If I hadn’t seen the movie first, I wouldn’t have finished reading No Country for Old Men by Cormac McCarthy.

My problem with No Country for Old Men is that the author doesn’t use quotation marks in dialogue. I would have noticed that within the first few pages and thought, “Ugh, stupid literary gimmick” and would have tossed the book aside.

I’m not a fan of literary gimmicks. They usually don’t add anything to writing and are often an author’s way of showing off.

Fortunately, I saw the movie No Country for Old Men first. I liked it but thought it had some holes in the plot. I later heard that the novel explains most of the stuff that the movie doesn’t. Plus, the book is short.

The copy that I bought came out after the movie. You can tell because of the giant circle that says ACADEMY AWARD WINNER BEST PICTURE. I used to buy books that came out before the movie so that my literary friends knew that the movie had nothing to do with my interest in a book.

Now I don’t really have literary friends anymore, so I’ll buy whatever copy of a book is cheapest (as long as it hasn’t been sneezed on).

The book was good. A lot of the dialogue in the book was taken word-for-word for the movie. I don’t blame the script writers for using the same dialogue. It was good dialogue.

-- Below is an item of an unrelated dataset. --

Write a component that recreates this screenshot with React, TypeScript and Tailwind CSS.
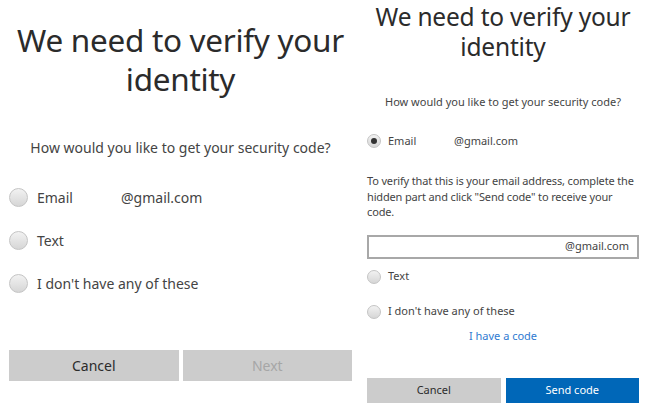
import React from "react";

function Radio({ size, checked }: { size: number; checked?: boolean }) {
  return (
    <span
      className="inline-flex shrink-0 items-center justify-center rounded-full border border-[#c4c4c4] bg-gradient-to-b from-[#f2f2f2] to-[#d6d6d6]"
      style={{ width: size, height: size }}
    >
      {checked && <span className="block h-[6px] w-[6px] rounded-full bg-[#333]" />}
    </span>
  );
}

export default function App() {
  return (
    <div className="flex h-[414px] w-[650px] overflow-hidden bg-white text-[#333]" style={{ fontFamily: '"Noto Sans", "Open Sans", sans-serif' }}>
      {/* Left panel */}
      <div className="flex w-[361px] shrink-0 flex-col pl-[9px] pr-[9px]">
        <h1 className="mt-[20px] text-center text-[31.5px] font-normal leading-[39px] text-[#2b2b2b] tracking-[-0.3px]">
          We need to verify your identity
        </h1>
        <p className="mt-[40px] text-center text-[14px] leading-[20px] text-[#444]">
          How would you like to get your security code?
        </p>
        <div className="mt-[28px] flex h-[22px] items-center">
          <Radio size={19} />
          <span className="ml-[9px] w-[84px] text-[14px] text-[#444]">Email</span>
          <span className="text-[14px] text-[#444]">@gmail.com</span>
        </div>
        <div className="mt-[21px] flex h-[22px] items-center">
          <Radio size={19} />
          <span className="ml-[9px] text-[14px] text-[#444]">Text</span>
        </div>
        <div className="mt-[21px] flex h-[22px] items-center">
          <Radio size={19} />
          <span className="ml-[9px] text-[14px] text-[#444]">I don't have any of these</span>
        </div>
        <div className="mt-[56px] flex gap-[4px]">
          <button className="h-[31px] flex-1 bg-[#cccccc] text-[14px] text-[#2b2b2b]">Cancel</button>
          <button className="h-[31px] flex-1 bg-[#cccccc] text-[14px] text-[#a6a6a6]">Next</button>
        </div>
      </div>

      {/* Right panel */}
      <div className="flex w-[289px] shrink-0 flex-col pl-[6px] pr-[11px]">
        <h1 className="mt-[2px] text-center text-[24.5px] font-normal leading-[30px] text-[#2b2b2b] tracking-[-0.2px]">
          We need to verify your identity
        </h1>
        <p className="mt-[32px] text-center text-[11px] leading-[15px] text-[#444]">
          How would you like to get your security code?
        </p>
        <div className="mt-[24px] flex h-[16px] items-center">
          <Radio size={14} checked />
          <span className="ml-[7px] w-[66px] text-[11px] text-[#444]">Email</span>
          <span className="text-[11px] text-[#444]">@gmail.com</span>
        </div>
        <p className="mt-[24px] whitespace-nowrap text-[11px] leading-[15.5px] tracking-[-0.15px] text-[#444]">
          To verify that this is your email address, complete the
          <br />
          hidden part and click "Send code" to receive your
          <br />
          code.
        </p>
        <div className="mt-[15px] flex h-[24px] items-center justify-end border-2 border-[#a8a8a8] pr-[8px] text-[11px] text-[#444]">
          @gmail.com
        </div>
        <div className="mt-[10px] flex h-[16px] items-center">
          <Radio size={14} />
          <span className="ml-[7px] text-[11px] text-[#444]">Text</span>
        </div>
        <div className="mt-[19px] flex h-[16px] items-center">
          <Radio size={14} />
          <span className="ml-[7px] text-[11px] text-[#444]">I don't have any of these</span>
        </div>
        <div className="mt-[8px] text-center text-[11px] leading-[16px] text-[#2f7bd1]">I have a code</div>
        <div className="mt-[34px] flex gap-[5px]">
          <button className="h-[25px] flex-1 bg-[#cccccc] text-[11px] text-[#2b2b2b]">Cancel</button>
          <button className="h-[25px] flex-1 bg-[#0067b8] text-[11px] text-white">Send code</button>
        </div>
      </div>
    </div>
  );
}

But the author didn’t use quotation marks. That’s just annoying.


What do you think? What did you think of No Country for Old Men? What literary gimmicks do you find annoying?

  1. I’m in the midst of getting my copyediting certificate. I’m not sure how I would approach a manuscript like that. Pretty sure I’d find it massively annoying, too, though it could be easier to copyedit. No quotation marks to check!